Ontem, pela primeira vez em muito tempo, tive uma folguinha à noite. Cancelei a aula com os Salames porque teve jogo do Perugia com o Torino, partida de ida decisiva pra conseguir a última vaga pra série A do campeonato italiano. A torcida (tifoseria) do Perugia é das mais ferozes e fanáticas do país, ainda mais em uma situação crítica como essa de ontem. São os chamados grifoni, porque o grifo é o simbolo antiqüíssimo da cidade de Perugia. Melhor não arriscar, porque o horário do jogo coincidia exatamente com o da aula, e o estádio fica na mesma zona onde fica a escola. Pior ainda com a loucura no trânsito que rola toda vez que tem jogo. O Mirco detesta futebol, e eu até gosto de ver uma bela partida mas não presto a menor atenção no que acontece no mundo esportivo a não ser em copa do mundo ou olimpíadas, então os jogos sempre nos pegam de surpresa. Já perdemos a conta de quantas sessões de cinema já perdemos por não saber que tinha jogo na cidade, sair de casa lépidos e fagueiros e dar de cara com engarrafamentos homéricos, carros da polícia em tudo que é lugar, saídas da estrada bloqueadas. Ontem eu jamais teria conseguido chegar à escola, e ainda corria o risco de levar umas porradas pelo caminho, porque quem é que entende a cabeça de torcedor fanático como funciona. Então depois da aula com o Aluno Endocrinologista, que terminou às duas e meia, vim direto pra oficina, arrumei umas coisas, fui a Bastia resolver uns lances com o contador, voltei pra oficina, resolvi mais umas coisas, estudei um pouco de francês, e miraculosamente conseguimos mandar os operários pra casa e enxotar os clientes chatos às seis e meia, horário completamente teórico de fim de expediente. Corremos pra casa, tomamos banho e fomos pra Foligno, pra pegar um cineminha.
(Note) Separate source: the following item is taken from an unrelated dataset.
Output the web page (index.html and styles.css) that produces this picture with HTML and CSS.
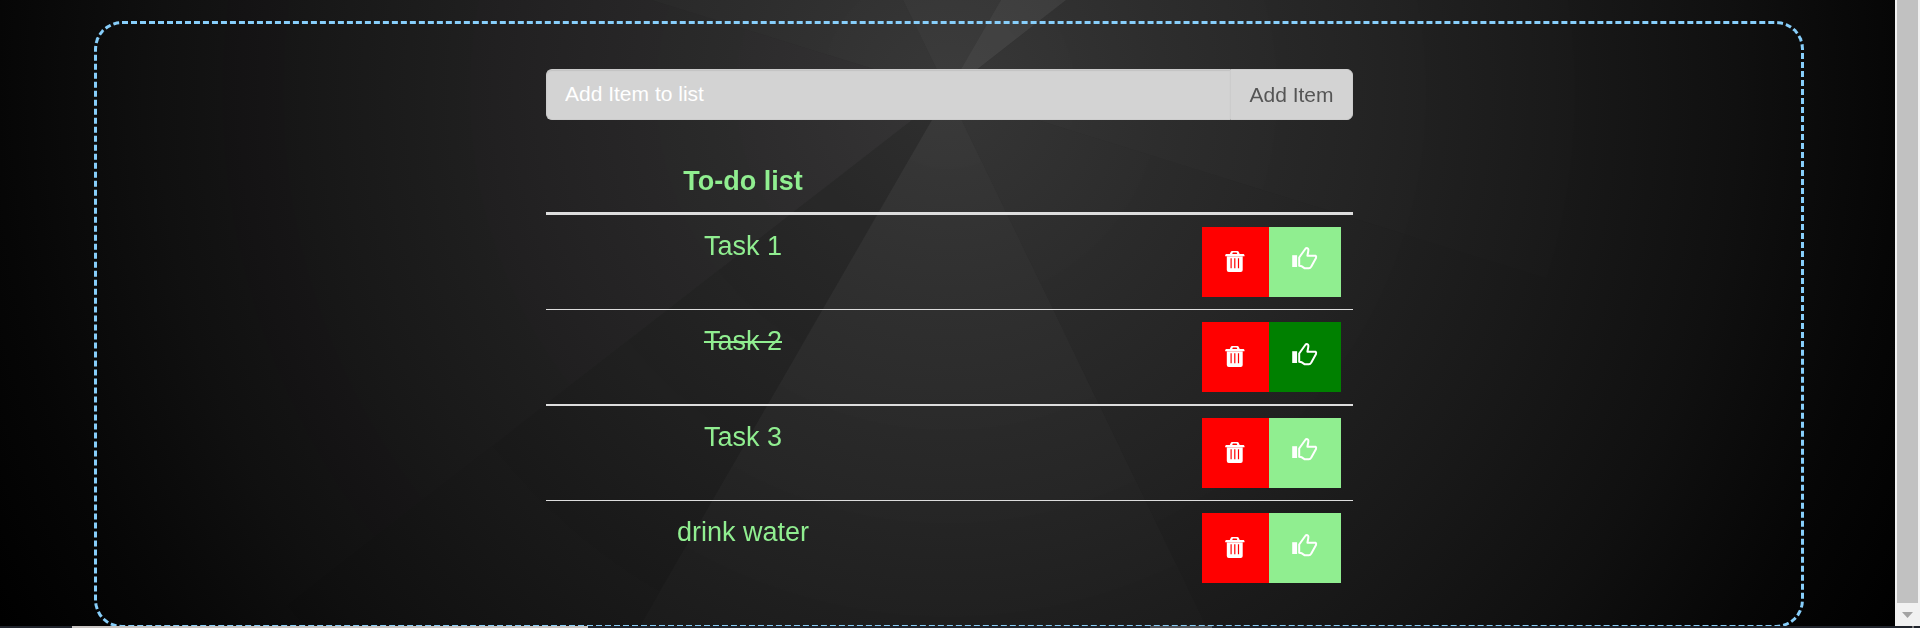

Eu adoro Foligno. É uma cidade muito civilizada, limpa, muito arborizada, com um centro histórico lindo e imensas alamedas com villas de cair o queixo. Lugar de gente rica; não é à toa que, juntamente com Città di Castello, tem fama de ter as mulheres mais lindas da Umbria (e é verdade). Demos umas voltas a pé até as sete e meia, e fomos os primeiros a entrar no restaurante chinês. O alto-falante tocava música pop chinesa. Quando perguntei à nossa garçonete do que falava a canção, ela custou um pouco a responder, mas disse que era “uma coisa mista, meio de amor e meio de outras coisas”, o que quer que isso signifique. Nós vamos muito a esse restaurante e tem dois garçons que sempre nos atendem: um novinho de penugem no bigode que não entende xongas de italiano e só nos traz as bebidas, e uma com cabelo até a cintura que fala italiano muito bem, com o sotaque ridículo de Foligno, o que nos faz morrer de tanto dar risada. Ontem não tinha nenhum dos dois. Comemos o de sempre (ravioli de carne no vapor, frango com amêndoas, carne com cogumelos e bambu, arroz cantonês), pagamos, peguei meu anel chinês tabajara de brinde (já tenho uma coleção) e tocamos a pé pro cinema. Tava um calor do cacete, apesar de já serem oito e meia da noite, e foi um alívio entrar no cinema fresquinho. Só nós e um outro casal. Vimos White Noise, que eu achei bem legal. Não acredito em espírito nem alma; pra mim quando morremos viramos húmus, e destino mais nobre não consigo conceber, mas gosto desses assuntos sobrenaturais. Bem tratados, dão o maior medão. Adoro.
A soirée terminou às dez e meia. Às onze estávamos mimindo. Só de pensar que normalmente eu estaria chegando em casa àquela hora, tenho vontade de chorar.